Monday, July 16, 2007


As I was thinking about old TV shows that I liked as a kid in a previous post, Buck Rogers made me think of Battlestar Galactica. Whereas the original Battlestar Galactica only lasted a season (we're just not going to mention Galactica 1980), Buck Rogers made it three. Both series were produced by Glen Larson and were very similar, except for one very important factor: Setting.

Battlestar Galactica took place in a self-contained universe. Earth was only mentioned as a place to which they were going. Buck Rogers, on the other hand, was about a 20th century red-blooded American male (and all that implies) who wakes up still on Earth, but in the 25 century. There was a connection there to be made with the American public. Buck brought sometimes-archaic 20th century sensibilities into the sterile world of the future, trying to reawaken the pioneer spirit and drive in the highly-evolved technologically-driven future. Be that as it may, I thought that Battlestar Galactica was the better show of the two.

Battlestar Galactica supposed a civilization "far across the heavens, with tribes of humans who may have been the forefathers of the Egyptians, or the Toltecs, or the Mayans." Their civilization paralleled our own, but clearly their ways and cultures were alien to us. Prostitution was legal, yet frowned upon, and gambling occurred in the open.

What I found charming about Battlestar Galactica, and probably what most people found annoying and alien, was its use of unfamiliar terms to describe familiar things. A "centon" was a measure of 1/100 of a "centar" roughly equal to a minute, and a "micron" was a tenth of that. Not only were centons and microns measures of time, they were measures of distance as well. A year, or the equivalent, was a "yahren." A unit of money was a cubit (I can hear Bill Cosby now: "Riiiggghhhht...What's a cubit?") Here's a list of these fascinating terms.

But the funniest parts of this translation were the swear words. Battlestar Galactica literally allowed you to say some very bad things on television. "Felgercarb" was solid biological waste. And "frak," well, frak was the equivalent of one of our four-letter expletives that also starts with f and ends with k. I'm not going to tell you which one.

When the recent
remake of Battlestar Galactica premiered, it was nearly unrecognizable, yet superior in so many many ways.
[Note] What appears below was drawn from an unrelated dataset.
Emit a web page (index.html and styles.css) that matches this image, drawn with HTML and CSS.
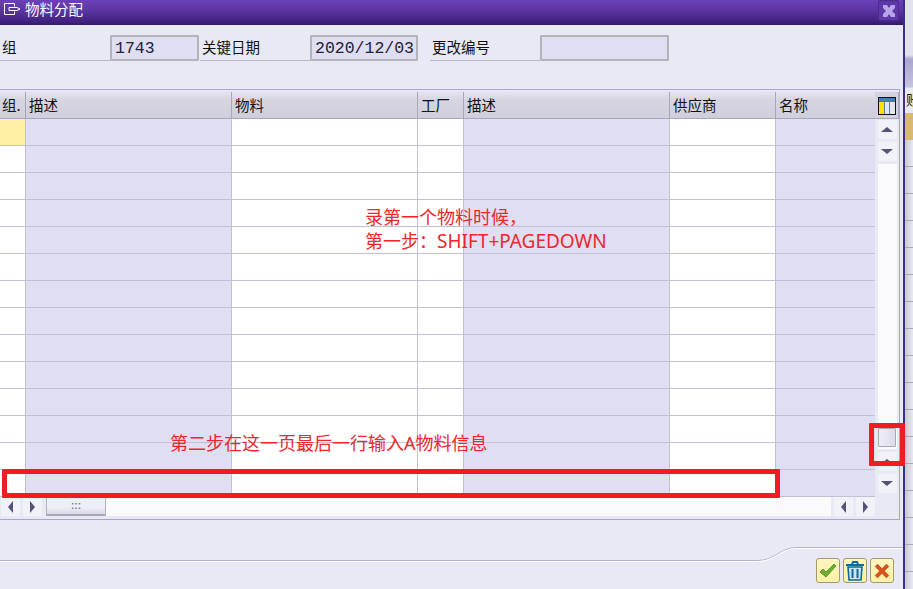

Characters were different, story elements were changed radically, many fans swore they'd never watch it, myself included. But when I saw a repeat of the miniseries on NBC one summer (smart move, by the way), I was hooked.

One thing that I truly appreciated from the 1978 show was retained. "Felgercarb" was nowhere to be heard, but boy, did they make up for it by saying "frak." "Frak you," "Frak off," "You motherfrakker," it's all there and there's not one thing censors can say about it. It's frakking hilarious!
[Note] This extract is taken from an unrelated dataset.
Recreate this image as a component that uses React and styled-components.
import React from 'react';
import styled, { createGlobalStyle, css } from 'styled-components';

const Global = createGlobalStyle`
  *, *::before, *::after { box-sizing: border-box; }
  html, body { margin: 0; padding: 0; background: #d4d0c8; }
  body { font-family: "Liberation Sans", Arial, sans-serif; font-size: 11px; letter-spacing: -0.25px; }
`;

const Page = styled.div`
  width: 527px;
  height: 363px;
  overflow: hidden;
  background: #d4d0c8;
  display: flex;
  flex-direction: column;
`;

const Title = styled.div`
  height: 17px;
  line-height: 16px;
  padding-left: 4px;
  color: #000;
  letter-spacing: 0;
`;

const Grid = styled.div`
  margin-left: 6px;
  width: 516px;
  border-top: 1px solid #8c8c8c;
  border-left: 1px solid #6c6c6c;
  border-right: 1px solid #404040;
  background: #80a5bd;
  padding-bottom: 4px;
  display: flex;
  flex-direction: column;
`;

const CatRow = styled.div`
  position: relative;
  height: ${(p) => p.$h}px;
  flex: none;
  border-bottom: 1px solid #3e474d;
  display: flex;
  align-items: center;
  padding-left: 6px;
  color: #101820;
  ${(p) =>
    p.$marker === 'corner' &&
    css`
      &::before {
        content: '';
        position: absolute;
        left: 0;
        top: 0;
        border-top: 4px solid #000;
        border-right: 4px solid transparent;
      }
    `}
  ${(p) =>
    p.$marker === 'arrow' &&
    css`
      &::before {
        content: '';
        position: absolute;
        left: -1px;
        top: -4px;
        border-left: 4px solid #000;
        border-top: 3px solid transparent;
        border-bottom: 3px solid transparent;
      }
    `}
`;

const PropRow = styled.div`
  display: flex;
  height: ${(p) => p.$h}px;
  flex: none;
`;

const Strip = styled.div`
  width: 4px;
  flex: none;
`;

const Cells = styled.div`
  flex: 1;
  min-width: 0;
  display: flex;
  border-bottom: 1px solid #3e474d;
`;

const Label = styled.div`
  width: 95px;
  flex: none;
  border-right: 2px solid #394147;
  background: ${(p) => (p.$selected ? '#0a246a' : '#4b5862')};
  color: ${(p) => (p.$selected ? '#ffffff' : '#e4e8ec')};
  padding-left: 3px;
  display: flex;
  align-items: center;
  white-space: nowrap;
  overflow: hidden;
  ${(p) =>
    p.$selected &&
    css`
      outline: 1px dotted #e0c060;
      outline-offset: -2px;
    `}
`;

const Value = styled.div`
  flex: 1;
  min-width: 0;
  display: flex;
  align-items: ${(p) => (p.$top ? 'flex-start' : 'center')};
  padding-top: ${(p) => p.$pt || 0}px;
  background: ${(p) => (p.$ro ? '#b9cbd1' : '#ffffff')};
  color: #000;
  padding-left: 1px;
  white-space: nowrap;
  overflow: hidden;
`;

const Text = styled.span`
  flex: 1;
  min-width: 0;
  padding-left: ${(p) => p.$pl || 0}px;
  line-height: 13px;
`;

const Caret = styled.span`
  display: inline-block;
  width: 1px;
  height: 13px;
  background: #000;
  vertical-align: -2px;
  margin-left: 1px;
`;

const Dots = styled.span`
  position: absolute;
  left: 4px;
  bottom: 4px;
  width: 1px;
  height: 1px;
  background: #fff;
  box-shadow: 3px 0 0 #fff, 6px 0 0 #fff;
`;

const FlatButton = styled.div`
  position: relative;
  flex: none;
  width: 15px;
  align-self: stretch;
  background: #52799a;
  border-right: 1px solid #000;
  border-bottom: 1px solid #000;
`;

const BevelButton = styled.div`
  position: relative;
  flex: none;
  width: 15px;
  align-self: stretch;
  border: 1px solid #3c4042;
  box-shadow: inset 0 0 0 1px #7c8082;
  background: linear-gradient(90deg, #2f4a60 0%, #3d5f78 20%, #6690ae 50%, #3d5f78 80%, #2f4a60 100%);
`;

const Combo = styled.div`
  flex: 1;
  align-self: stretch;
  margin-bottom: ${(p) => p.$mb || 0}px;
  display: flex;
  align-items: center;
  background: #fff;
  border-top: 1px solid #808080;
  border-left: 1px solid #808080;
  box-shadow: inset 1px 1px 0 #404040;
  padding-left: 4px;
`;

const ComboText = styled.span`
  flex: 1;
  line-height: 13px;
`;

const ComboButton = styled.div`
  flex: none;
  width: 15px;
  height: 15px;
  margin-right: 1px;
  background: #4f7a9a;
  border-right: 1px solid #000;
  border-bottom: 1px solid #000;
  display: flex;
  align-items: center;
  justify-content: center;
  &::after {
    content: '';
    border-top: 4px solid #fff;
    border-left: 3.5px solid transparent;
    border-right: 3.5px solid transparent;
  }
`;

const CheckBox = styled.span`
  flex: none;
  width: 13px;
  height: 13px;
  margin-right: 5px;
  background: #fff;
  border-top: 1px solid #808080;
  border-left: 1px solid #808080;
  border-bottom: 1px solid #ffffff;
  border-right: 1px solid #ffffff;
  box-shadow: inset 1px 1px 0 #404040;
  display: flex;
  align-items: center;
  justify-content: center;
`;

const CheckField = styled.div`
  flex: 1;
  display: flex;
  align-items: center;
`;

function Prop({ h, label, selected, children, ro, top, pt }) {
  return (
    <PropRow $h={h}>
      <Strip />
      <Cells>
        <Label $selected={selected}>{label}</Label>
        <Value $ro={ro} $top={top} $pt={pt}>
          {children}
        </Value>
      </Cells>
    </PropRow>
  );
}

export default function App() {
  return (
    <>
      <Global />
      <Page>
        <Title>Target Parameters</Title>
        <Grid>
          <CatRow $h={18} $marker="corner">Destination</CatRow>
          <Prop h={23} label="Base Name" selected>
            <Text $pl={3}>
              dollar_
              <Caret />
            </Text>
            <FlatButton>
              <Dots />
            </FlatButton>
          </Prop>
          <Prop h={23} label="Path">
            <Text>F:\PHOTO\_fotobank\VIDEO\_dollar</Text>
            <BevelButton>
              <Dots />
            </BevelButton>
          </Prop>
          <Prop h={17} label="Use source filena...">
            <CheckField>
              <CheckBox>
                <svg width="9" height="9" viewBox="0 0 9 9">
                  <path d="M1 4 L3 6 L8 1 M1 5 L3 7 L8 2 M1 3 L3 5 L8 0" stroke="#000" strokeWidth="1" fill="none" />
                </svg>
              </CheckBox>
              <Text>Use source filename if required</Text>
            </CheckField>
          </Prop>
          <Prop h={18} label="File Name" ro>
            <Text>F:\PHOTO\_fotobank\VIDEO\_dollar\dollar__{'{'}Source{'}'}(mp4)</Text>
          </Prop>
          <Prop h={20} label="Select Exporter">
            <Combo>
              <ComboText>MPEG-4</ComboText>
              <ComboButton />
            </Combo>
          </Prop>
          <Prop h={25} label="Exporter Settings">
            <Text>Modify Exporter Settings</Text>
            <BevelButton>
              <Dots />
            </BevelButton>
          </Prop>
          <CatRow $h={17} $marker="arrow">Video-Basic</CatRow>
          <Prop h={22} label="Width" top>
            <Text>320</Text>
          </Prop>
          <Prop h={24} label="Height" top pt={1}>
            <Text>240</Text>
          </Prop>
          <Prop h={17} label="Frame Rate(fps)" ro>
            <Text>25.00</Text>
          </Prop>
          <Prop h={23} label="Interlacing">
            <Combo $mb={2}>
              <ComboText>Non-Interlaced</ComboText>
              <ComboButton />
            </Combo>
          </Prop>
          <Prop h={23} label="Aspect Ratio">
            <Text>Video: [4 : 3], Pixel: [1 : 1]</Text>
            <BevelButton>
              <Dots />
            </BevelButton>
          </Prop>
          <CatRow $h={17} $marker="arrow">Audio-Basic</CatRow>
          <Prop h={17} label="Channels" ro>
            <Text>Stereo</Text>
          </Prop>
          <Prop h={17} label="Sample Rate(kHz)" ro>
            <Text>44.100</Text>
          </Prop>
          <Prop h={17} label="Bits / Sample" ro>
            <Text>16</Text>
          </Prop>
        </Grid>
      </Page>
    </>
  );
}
Of all the shows, though, I think
Firefly had the most charming way of masking profanity. "Did a piece just fall off my gorram ship?" or "Ain't no ruttin' way I'm doing that." Firefly also used Chinese profanity to great effect.

The common use of masked profanity makes you realize just how silly swearing is and how much sillier people are for getting upset by its use. They're just words, and mostly words that have no meaning except to provide shock value. So why are we not shocked with abandon when someone says, "Frak?" It means the same thing but it spelled and pronounced differently. Sometimes my students accidentally curse in front of me. They are surprised when I don't send them out of class for it. I simply tell them that what they said was inappropriate. We give so much power to certain words, it's just easier to dismiss it when they accidentally let one slip. When we overreact, they are actually encouraged to say it more in private because it evokes such a response.

But I have no idea how I'm going to react the first time a student says, "Frak you, Mr. McClain!"

Postscript: Other science fiction media apparently did this years ago. Check out this article from Oxford University Press for details. I discovered it while writing about this topic.

1 comment:

Martin said...

Jim, a wonderful posting. I always found the cussing on some of these sci-fi shows very amusing. The perfect way to get past the censors.